Q:  先日、父が亡くなったのですが、葬儀等にバタバタして、今ようやく遺産分割協議を始めることができました。その中で、財産等を整理していたのですが、葬儀費用や香典の扱いに困っています。
 葬儀の主宰者は長男だったのですが、葬儀費用については、どうやら父が死ぬ直前に引き出した預金の一部から出してしまったようなのです。  そのような状況で

 ①長男の主張では、葬儀費用は父のために出したのだから、相続財産のうち、債務として扱うべきだから、葬儀費用を父の預金から出したのは当然だとしています。

 ②一方で、香典については、自分が主宰者なのだから、自分がもらって当然だとしており、私としては納得がいきません。

 長男の言い分は、法的に正しいのでしょうか。
 ③また、今後どのように対応すればよいのでしょうか。

 ちなみに我が家の家族構成は、亡父、母、長男、次男(私)、長女です。

A:

①について

ア 結論
 葬儀を行った経緯が重要です。
 原則として、ご長男が主宰者であることから、葬儀費用もご長男が負担すべきと考えられます。
 しかし形式的にご長男が主宰者となっていたということであれば、ご長男の主張は正しいと考えられます。

イ 理由
 基本的に裁判所においては葬儀費用については相続財産には含まれないものと考えられています。

 なぜならば、葬式費用は、被相続人自らが死ぬ前に手配したといった事情がない限り、相続後に葬儀の主宰者が手配したことにより発生した債務であることから、相続後、死者に債務が発生するというやや奇妙な考えよりは、葬儀の主宰者である方に債務が発生したと考えることが自然だからです。

 たとえば、名古屋高裁平成24年3月29日判決においては、「追悼儀式に要する費用については同儀式を主宰したもの、すなわち、自己の責任と計算において、同儀式を準備し、手配等して挙行した者が負担し、埋葬等の行為に要する費用については亡くなった者の祭司承継者が負担するものと解するのが相当である」と判断しました。
 また、東京地方裁判所平成19年7月27日判決においては、「葬儀費用は、相続開始後に生じた債務であるから、相続債務には当たらず、当該葬儀を自己の責任と計算において手配して挙行した葬儀主宰者が負担すると解するのが相当である」と判断しています。

 もっとも、例外的に、被相続人自らが死ぬ前に手配したといった事情があるような場合には、生前に被相続人が負担した債務であると考えられることから、相続財産から控除することが適当であると考えられます。

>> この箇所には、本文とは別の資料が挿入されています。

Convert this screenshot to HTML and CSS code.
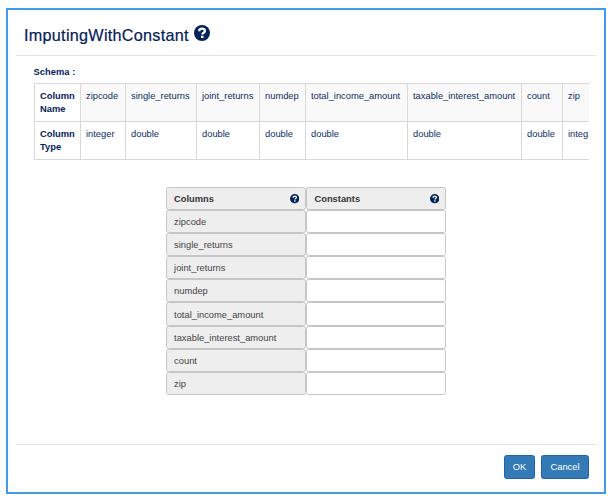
FILE: index.html
```html
<!DOCTYPE html>
<html lang="en">
<head>
<meta charset="utf-8">
<title>ImputingWithConstant</title>
<link rel="stylesheet" href="styles.css">
</head>
<body>
<svg width="0" height="0" class="defs" aria-hidden="true">
  <symbol id="help" viewBox="0 0 16 16">
    <circle cx="8" cy="8" r="8" fill="#03215a"/>
    <path d="M5.2 6.2C5.2 4.4 6.4 3.6 8.1 3.6S10.9 4.5 10.9 6C10.9 7.8 8.3 7.6 8.3 9.5" fill="none" stroke="#fff" stroke-width="2.3"/>
    <rect x="7" y="10.7" width="2.5" height="2.3" fill="#fff"/>
  </symbol>
</svg>
<main class="dialog">
  <header class="header">
    <h1>ImputingWithConstant</h1>
    <svg class="help-large"><use href="#help"/></svg>
  </header>
  <section class="body">
    <h2>Schema :</h2>
    <div class="schema-scroll">
      <table class="schema">
        <colgroup><col class="w-head"><col class="w-zipcode"><col class="w-single"><col class="w-joint"><col class="w-numdep"><col class="w-income"><col class="w-interest"><col class="w-count"><col class="w-zip"></colgroup>
        <tr class="names"><th>Column Name</th><td>zipcode</td><td>single_returns</td><td>joint_returns</td><td>numdep</td><td>total_income_amount</td><td>taxable_interest_amount</td><td>count</td><td>zip</td></tr>
        <tr><th>Column Type</th><td>integer</td><td>double</td><td>double</td><td>double</td><td>double</td><td>double</td><td>double</td><td>integ</td></tr>
      </table>
    </div>
    <div class="grid">
      <div class="cell head"><span>Columns</span><svg class="help-small"><use href="#help"/></svg></div>
      <div class="cell head"><span>Constants</span><svg class="help-small"><use href="#help"/></svg></div>
      <div class="cell label">zipcode</div><div class="cell"></div>
      <div class="cell label">single_returns</div><div class="cell"></div>
      <div class="cell label">joint_returns</div><div class="cell"></div>
      <div class="cell label">numdep</div><div class="cell"></div>
      <div class="cell label">total_income_amount</div><div class="cell"></div>
      <div class="cell label">taxable_interest_amount</div><div class="cell"></div>
      <div class="cell label">count</div><div class="cell"></div>
      <div class="cell label">zip</div><div class="cell"></div>
    </div>
  </section>
  <footer class="footer">
    <button class="ok">OK</button>
    <button class="cancel">Cancel</button>
  </footer>
</main>
</body>
</html>
```
FILE: styles.css
```css
* { box-sizing: border-box; }
body { margin: 0; background: #fff; font-family: "Liberation Sans", Arial, sans-serif; font-size: 9.33px; color: #03215a; }
.defs { display: block; }
.dialog { width: 600px; height: 486px; margin: 8px 0 0 6px; border: 2px solid #429be8; padding: 0 8px; display: flex; flex-direction: column; }
.header { height: 46px; flex: none; border-bottom: 1px solid #e2e2e2; display: flex; align-items: flex-start; padding: 15px 0 0 8px; }
h1 { margin: 0; font-size: 16.2px; letter-spacing: .28px; line-height: 20px; font-weight: 400; width: 165px; margin-right: 5px; -webkit-text-stroke: .2px #03215a; }
.help-large { width: 16px; height: 16px; margin-top: 0; }
.body { flex: 1; padding: 10px 7px 0 18px; }
h2 { margin: 0 0 0 -.5px; font-size: 9.33px; line-height: 13px; letter-spacing: .04px; }
.schema-scroll { overflow: hidden; margin-top: 4px; width: 555px; }
.schema { width: 572px; table-layout: fixed; border-collapse: collapse; line-height: 13px; }
.schema th, .schema td { height: 38px; border: 1px solid #d9d9d9; padding: 6px 0 0 5px; vertical-align: top; text-align: left; white-space: nowrap; }
.schema td { color: #0c2f63; }
.schema th { white-space: normal; }
.schema .names td { background: #f9f9f9; }
.w-head { width: 46px; }
.w-zipcode { width: 45px; }
.w-single { width: 71px; }
.w-joint { width: 63px; }
.w-numdep { width: 46px; }
.w-income { width: 102px; }
.w-interest { width: 114px; }
.w-count { width: 41px; }
.w-zip { width: 44px; }
.grid { display: grid; grid-template-columns: 140.4px 140.4px; grid-auto-rows: 23.1px; margin: 27px 0 0 131.6px; color: #444; }
.cell { border: 1px solid #c6c6c6; border-radius: 2.5px; padding: 1px 6px 0 7.5px; display: flex; align-items: center; justify-content: space-between; background: #fff; }
.label, .head { background: #eee; }
.head { font-weight: 700; color: #333; }
.help-small { width: 9.4px; height: 9.4px; }
.footer { height: 48px; flex: none; border-top: 1px solid #e2e2e2; display: flex; justify-content: flex-end; gap: 6px; padding: 10px 7px 0 0; }
button { height: 24px; padding: 0; border: 1px solid #1f65a6; border-radius: 2.5px; background: #337ab7; color: #fff; font: 9.33px "Liberation Sans", Arial, sans-serif; }
.ok { width: 31px; }
.cancel { width: 48px; }
```
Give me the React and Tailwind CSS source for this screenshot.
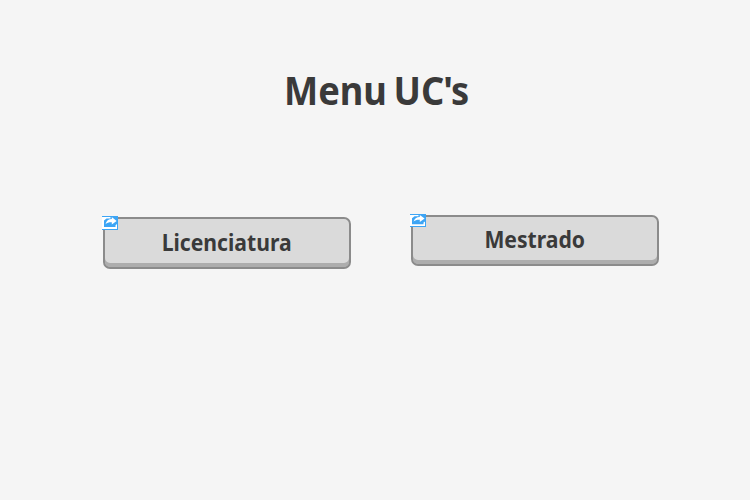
function LinkBadge({ height }) {
  return (
    <svg
      className="absolute -left-[3px] -top-[3px] w-4"
      style={{ height }}
      viewBox="0 0 16 14"
      preserveAspectRatio="none"
      aria-hidden="true"
    >
      <rect width="16" height="14" fill="#fff" />
      <path d="M0 0H16V14H0V13H15V8L13.5 9.2V11H2V4.5L4.5 2.5H8.5V1H0Z" fill="#3da5f5" />
      <path d="M9 0H16V4.5L12 1H9Z" fill="#3da5f5" />
      <path d="M3.5 8.2C4.3 4.8 6.5 3.2 9.8 3.1V1L14.6 4.9L9.8 8.6V6.3C7 6.2 5.2 6.7 3.5 8.2Z" fill="#fff" />
    </svg>
  );
}

function MenuButton({ label, className, labelClassName, badgeHeight }) {
  return (
    <button
      type="button"
      className={`relative flex w-[248px] justify-center rounded-[7px] border-2 border-[#8b8b8b] bg-[#dadada] shadow-[inset_0_-4px_0_#adadad] ${className}`}
    >
      <span className={`block whitespace-nowrap text-[23px] font-bold leading-8 ${labelClassName}`}>
        {label}
      </span>
      <LinkBadge height={badgeHeight} />
    </button>
  );
}

export default function App() {
  return (
    <main className="flex h-[500px] w-[750px] flex-col bg-[#f5f5f5] font-['Noto_Sans',sans-serif] text-[#3a3a3a]">
      <h1 className="ml-[2px] mt-[62px] flex h-14 justify-center text-[39px] font-bold leading-[56px]">
        <span className="block scale-x-[0.93] whitespace-nowrap [word-spacing:-3px]">
          Menu U<span className="tracking-[-1px]">C's</span>
        </span>
      </h1>
      <nav className="mt-[97px] flex gap-[60px] pl-[103px]">
        <MenuButton label="Licenciatura" className="mt-[2px] h-[52px] pt-[7px]" labelClassName="scale-x-[0.92]" badgeHeight={14} />
        <MenuButton label="Mestrado" className="h-[51px] pt-[6px]" labelClassName="scale-x-[0.92]" badgeHeight={13} />
      </nav>
    </main>
  );
}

 さらに進んで、相続人の全員が葬儀を執り行うことに関して合意し、名目的な葬儀主宰者が相続人のうちの一人であったような場合には、見解が分かれるものと考えられます。
 この点、東京地裁平成16年11月12日判決においては、「葬儀については、被相続人の意思のみならず、相続人のために執り行うという側面もある」としたうえで、「相続人全員の合意のもと葬儀のもと葬儀を執り行った場合には、その費用も相続人間で負担することが合理的であるから、葬儀費用を相続債務として相続財産から控除することが相当である」と判断しています。

 以上から、葬儀が全員の合意で行われたものかどうか、といった観点から検討すべきと考えられます。

②について

ア 結論
 香典については、原則として、主宰者であるご長男が取得することになるため、ご長男の主張は正しいと考えられます。 ただし、相続人の全員の合意により葬儀が行われたということであれば、実質的には全員に対し香典が支払われたものとして、相続財産に含めて分割の対象とすべきと考えられます。

イ 理由
 香典は、死者への弔意、遺族への慰め、葬儀費用などの遺族の経済的負担の軽減などを目的として葬儀の参列者から主宰者や遺族に対し、支払われる贈与であると考えられています。
 そのため、葬儀費用などの負担軽減に注目したうえで、通常の葬儀であれば、受付等において主宰者に対し香典が贈られると考えられますので、原則として、香典を相続財産に含めず、取得すべきは主宰者であると考えられます。

 もっとも、①において葬儀費用が相続財産から控除される対象であると考える場合、すなわち、葬儀が全員の合意により行われていたような場合には、葬儀費用の負担についても全員に帰属し、実質的な主宰者は全員ということになるため、香典も相続財産に含めることになるものと考えられます。

③について

 以上から、葬儀を行った経緯が重要となりますが、当該経緯に寄らず、今回の場合においては、妥当な解決策として、両者とも相続財産に含めたうえで、均等に遺産分割を進めることが、全員にとって納得のいく道ではないかと考えられます。